Did you spend some part of this past weekend sending out emails with phrases like “as per our last discussion” and “for your action, pls”?
Are your thrice-postponed brunch dates with friends typically overrun with gripes about BTO woes, parental pressure to get married, and fears about where your career is going?
Or perhaps, you’re a new parent or an overworked employee who fantasises about having six hours’ uninterrupted sleep?
If you nodded “yes” while reading this half-asleep on your commute, then like me, you’re probably a millennial, aged between the early 20s to late 30s.
You’re also that bit more likely to be a sufferer of “millennial burnout” – a state of feeling physically and emotionally exhausted all the time.
One writer described it as “errand paralysis” in a viral Buzzfeed article, where, despite being highly efficient thanks to education and technology, there’s a crippling inertia when it comes to completing the most mundane of everyday tasks, like calling your insurance agent, or scheduling an appointment with the dentist.
You may also be feeling the stress from being always “on”, thanks to smartphones, messaging apps and social media that leave us so closely connected that there’s little reprieve from work and social obligations.
It’s a narrative of fatigue that I’ve noticed creep into my conversations with millennial friends who are similarly young managers, soon-to-be newlyweds and even new parents, too.
Whereas our discussions were more starry-eyed in our youth, these days, we trade stories of feeling stuck in a rut, and how we’re slowly losing the stamina for late nights at work.
It’s not just mindless complaints, because I’ve had friends who found themselves stressed and overworked to the point of depression. Some others feel caught between the needs of their young children, and what taking time out to focus on them could mean for their careers and financial security.
The instinctive reaction may be to chalk it up to first-world problems faced by a strawberry generation.
After all, we are lucky to even have a source of income and a roof over our heads, which is more than can be said for some others. Elderly cardboard collectors and low-wage cleaners in Singapore come to mind.
Compared to the baby boomer generation who were seen as being tireless and highly motivated workers, millennials are perceived as lacking drive and not being resilient enough to overcome difficulties.
So is this concept of burnout just another instance of how ‘soft’ millennials are and our inability to take hardship? I don’t think so. Not when we live different realities from the older generations and face new kinds of pressures.
Consider that many of us are starting careers and building families in a time of great opportunity, but also palpable uncertainty.
Capitalism has created a system that expects more of workers, while rewarding them with less. In Singapore, the worries about the costs of housing and healthcare, among others, are well-documented. The effects of rising costs are likely to be multifold for millennials, also referred to as the sandwich generation, who have young children and ageing parents to care for.
Then there is technology, which has helped us work faster and more efficiently, but also makes it practically impossible to disconnect from work, feeding into a workaholic culture where busy is always better.

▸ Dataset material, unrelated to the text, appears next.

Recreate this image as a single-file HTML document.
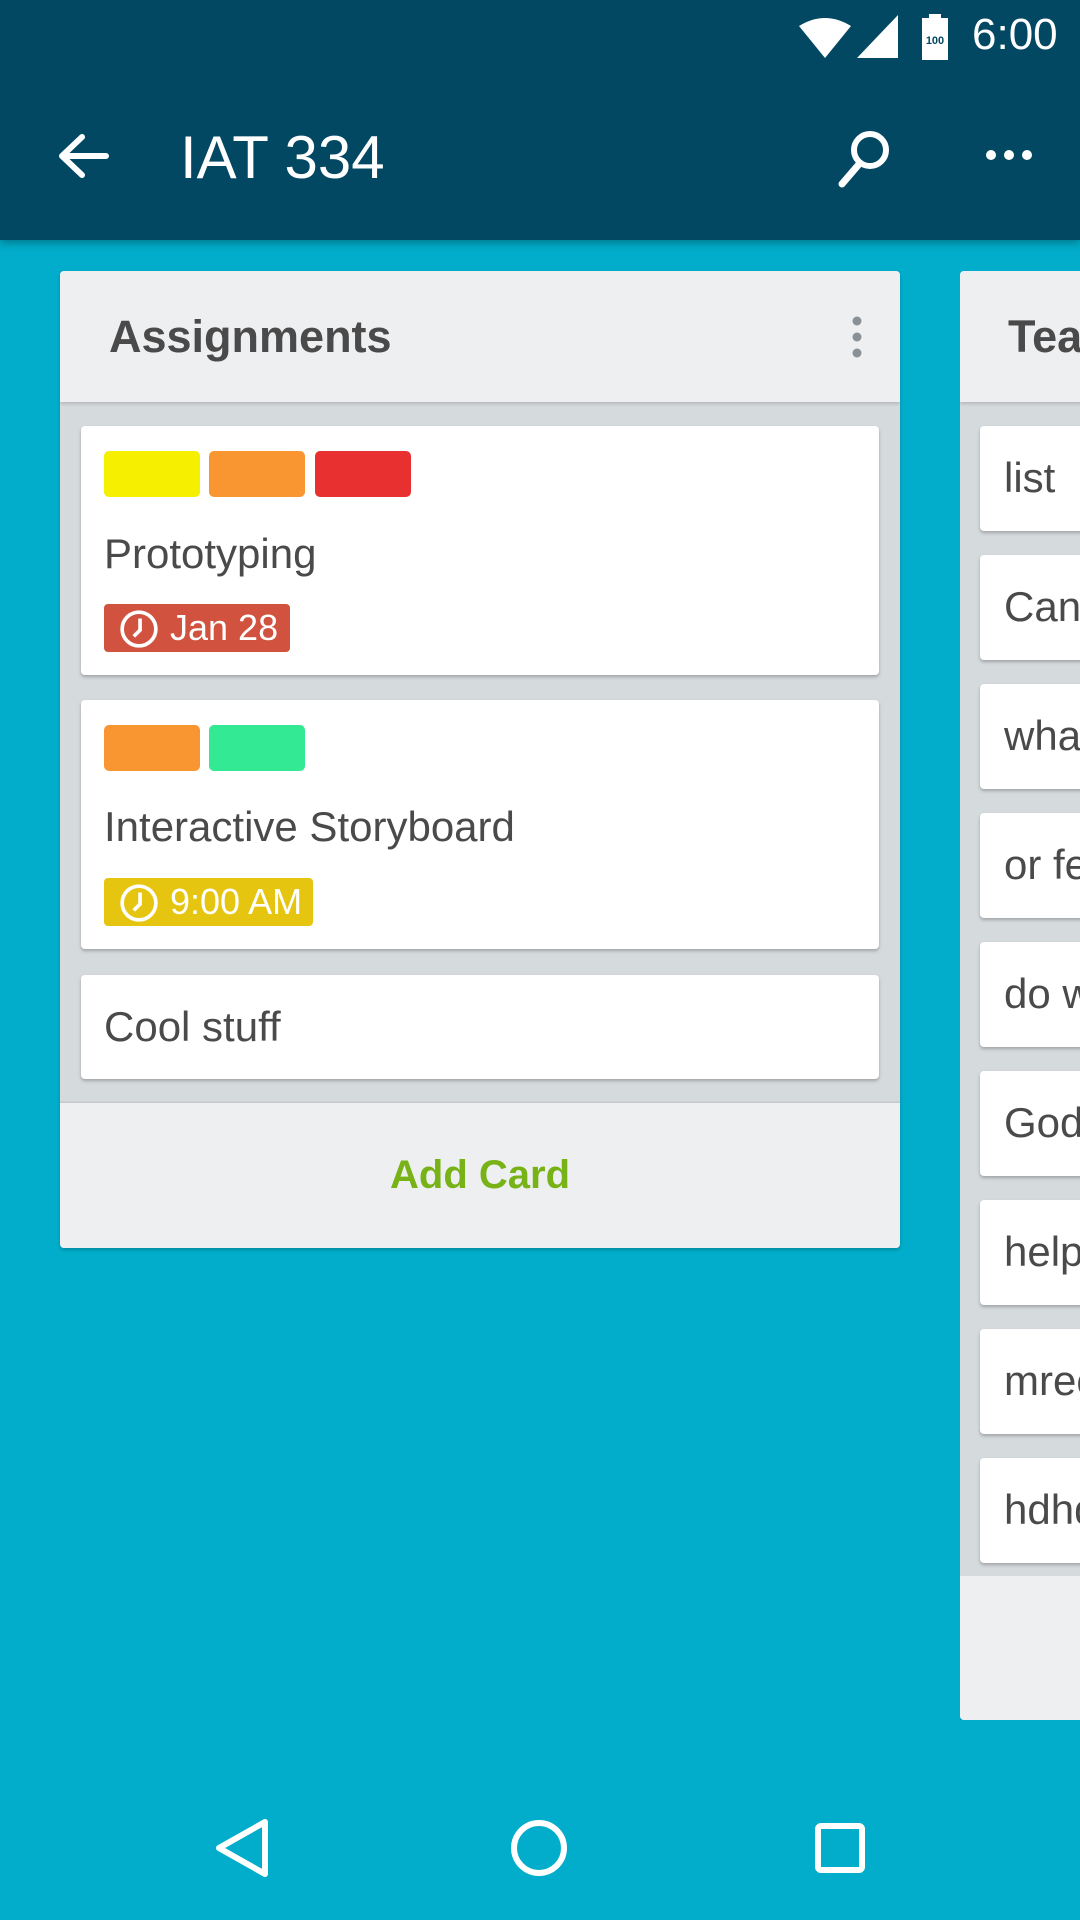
<!DOCTYPE html>
<html><head><meta charset="utf-8"><style>
*{margin:0;padding:0;box-sizing:border-box}
html,body{width:1080px;height:1920px;overflow:hidden}
body{background:#01adca;font-family:"Liberation Sans",sans-serif;position:relative}
.abs{position:absolute}
.bar{left:0;top:0;width:1080px;height:240px;background:#024862;box-shadow:0 3px 8px rgba(0,0,0,.3);z-index:2}
.list{background:#d5dadd;border-radius:4px;overflow:hidden;box-shadow:0 2px 3px rgba(0,0,0,.2)}
.hdr{background:#eeeff1;height:131px;box-shadow:0 2px 3px rgba(0,0,0,.15);position:relative}
.card{background:#fff;border-radius:4px;box-shadow:0 2px 3px rgba(0,0,0,.25);position:absolute}
.lbl{position:absolute;height:46px;width:96px;border-radius:5px}
.t{position:absolute;color:#4a4a4a;font-size:42px}
.badge{position:absolute;height:48px;border-radius:4px;color:#fff;font-size:36px;line-height:48px;padding-left:66px}
.badge svg{position:absolute;left:15px;top:5px}
</style></head><body>
<div class="abs bar">
 <svg class="abs" style="left:795px;top:14px" width="270" height="50" viewBox="0 0 270 50">
  <path d="M4 12 Q30 -4 56 12 L30 44 Z" fill="#fff"/>
  <path d="M62 44 L103 1 L103 44 Z" fill="#fff"/>
  <rect x="127" y="4" width="26" height="42" fill="#fff"/><rect x="134" y="0" width="12" height="5" fill="#fff"/>
  <text x="140" y="30" font-size="11" text-anchor="middle" fill="#024862" font-family="Liberation Sans" font-weight="bold">100</text>
 </svg>
 <div class="abs" style="left:972px;top:10px;color:#fff;font-size:44px">6:00</div>
 <svg class="abs" style="left:58px;top:134px" width="52" height="44" viewBox="0 0 52 44"><path d="M4 22 H48 M24 3 L4 22 L24 41" stroke="#fff" stroke-width="6" fill="none" stroke-linecap="round" stroke-linejoin="round"/></svg>
 <div class="abs" style="left:180px;top:123px;color:#fff;font-size:60px">IAT 334</div>
 <svg class="abs" style="left:832px;top:128px" width="64" height="60" viewBox="0 0 64 60"><circle cx="38" cy="22" r="16" stroke="#fff" stroke-width="6" fill="none"/><path d="M28 35 L10 56" stroke="#fff" stroke-width="7" stroke-linecap="round"/></svg>
 <svg class="abs" style="left:982px;top:146px" width="54" height="18"><circle cx="9" cy="9" r="5" fill="#fff"/><circle cx="27" cy="9" r="5" fill="#fff"/><circle cx="45" cy="9" r="5" fill="#fff"/></svg>
</div>

<div class="abs list" style="left:60px;top:271px;width:840px;height:977px">
 <div class="hdr"><div class="abs" style="left:49px;top:40px;font-size:45px;font-weight:bold;color:#4a4a4a">Assignments</div>
  <svg class="abs" style="left:789px;top:43px" width="16" height="50"><circle cx="8" cy="7" r="4.5" fill="#8a9196"/><circle cx="8" cy="23" r="4.5" fill="#8a9196"/><circle cx="8" cy="39" r="4.5" fill="#8a9196"/></svg>
 </div>
 <div class="card" style="left:21px;top:155px;width:798px;height:249px">
  <div class="lbl" style="left:23px;top:25px;background:#f6ef00"></div>
  <div class="lbl" style="left:128px;top:25px;background:#fa9632"></div>
  <div class="lbl" style="left:234px;top:25px;background:#e83030"></div>
  <div class="t" style="left:23px;top:104px">Prototyping</div>
  <div class="badge" style="left:23px;top:178px;width:186px;background:#d0523f"><svg width="40" height="40" viewBox="0 0 38 38"><circle cx="19" cy="19" r="16" stroke="#fff" stroke-width="3.5" fill="none"/><path d="M20 9 V20 L14 26" stroke="#fff" stroke-width="3.5" fill="none"/></svg>Jan 28</div>
 </div>
 <div class="card" style="left:21px;top:429px;width:798px;height:249px">
  <div class="lbl" style="left:23px;top:25px;background:#fa9632"></div>
  <div class="lbl" style="left:128px;top:25px;background:#33e994"></div>
  <div class="t" style="left:23px;top:103px">Interactive Storyboard</div>
  <div class="badge" style="left:23px;top:178px;width:209px;background:#e5c50f"><svg width="40" height="40" viewBox="0 0 38 38"><circle cx="19" cy="19" r="16" stroke="#fff" stroke-width="3.5" fill="none"/><path d="M20 9 V20 L14 26" stroke="#fff" stroke-width="3.5" fill="none"/></svg>9:00 AM</div>
 </div>
 <div class="card" style="left:21px;top:704px;width:798px;height:104px">
  <div class="t" style="left:23px;top:28px">Cool stuff</div>
 </div>
 <div class="abs" style="left:0;top:832px;width:840px;height:145px;background:#eeeff1;box-shadow:0 -1px 2px rgba(0,0,0,.12);text-align:center;line-height:145px;color:#77b216;font-size:40px;font-weight:bold">Add Card</div>
</div>

<div class="abs" style="left:960px;top:271px;width:120px;height:1449px;overflow:hidden">
<div class="abs list" style="left:0;top:0;width:200px;height:1449px">
 <div class="hdr"><div class="abs" style="left:48px;top:40px;font-size:45px;font-weight:bold;color:#4a4a4a">Team</div></div>
 <div class="card" style="left:20px;top:155px;width:180px;height:105px"><div class="t" style="left:24px;top:28px">list</div></div>
 <div class="card" style="left:20px;top:284px;width:180px;height:105px"><div class="t" style="left:24px;top:28px">Canvas</div></div>
 <div class="card" style="left:20px;top:413px;width:180px;height:105px"><div class="t" style="left:24px;top:28px">what</div></div>
 <div class="card" style="left:20px;top:542px;width:180px;height:105px"><div class="t" style="left:24px;top:28px">or few</div></div>
 <div class="card" style="left:20px;top:671px;width:180px;height:105px"><div class="t" style="left:24px;top:28px">do we</div></div>
 <div class="card" style="left:20px;top:800px;width:180px;height:105px"><div class="t" style="left:24px;top:28px">God</div></div>
 <div class="card" style="left:20px;top:929px;width:180px;height:105px"><div class="t" style="left:24px;top:28px">help</div></div>
 <div class="card" style="left:20px;top:1058px;width:180px;height:105px"><div class="t" style="left:24px;top:28px">mrec</div></div>
 <div class="card" style="left:20px;top:1187px;width:180px;height:105px"><div class="t" style="left:24px;top:28px">hdhd</div></div>
 <div class="abs" style="left:0;top:1305px;width:200px;height:144px;background:#eeeff1"></div>
</div>
</div>

<svg class="abs" style="left:0;top:1776px" width="1080" height="144">
 <path d="M265 46 L219 72 L265 98 Z" stroke="#fff" stroke-width="6" fill="none" stroke-linejoin="round"/>
 <circle cx="539" cy="72" r="25" stroke="#fff" stroke-width="6" fill="none"/>
 <rect x="818" y="50" width="44" height="44" rx="3" stroke="#fff" stroke-width="6" fill="none"/>
</svg>
</body></html>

We’re pulled in so many different directions all the time, and being busy is an accepted way of life. Being busy has become a sort of status symbol, because it’s a direct measure of how in demand we are at work and in our social lives. Somewhere along the way, we’ve also started to think that the opposite holds true – that not being busy means we’re not good enough, or not doing enough to be good.
You may be able to roll with this approach to life for some time, but in the long term, the cult of busy can only be a detriment to your mental and emotional well-being.
From exhausted young lawyers and doctors, to frazzled young parents, the burnout is real, and it’s making people anxious and depressed. The quicker we are to acknowledge our stressors, the better we’ll be able to figure out how to cope with them.
If reading this story about burnout has only left you feeling more burnt out, you may be comforted to know that there are signs of a fledging social and corporate movement towards better welfare.
There’s an increasing buzz around the idea of self-care, which focuses on enhancing one’s physical and emotional health, by taking simple steps like creating mindful experiences and starting exercise routines.
Corporate entities, so often a facilitator of the workaholic culture, are also realising that in order for employees to perform their best, they need to be feeling their best. In Singapore, some companies are moving towards providing employees greater flexibility and freedom so they can lead a more balanced and happier life.
Of course, the reality of being a busy millennial will not change overnight, and nor will burnout be eliminated just like that. Many of the problems that keep us awake at night, like financial and familial responsibilities, will continue to exist.
But at the very least, those of us who are struggling may actually be starting to recognise our unhealthy complex about busyness and see why it’s not great for us.
And that’s the first step towards making things better for and being kinder to ourselves, so our own well-being doesn’t end up becoming another forgotten task on the long list of things our errand paralysis prevents us from doing.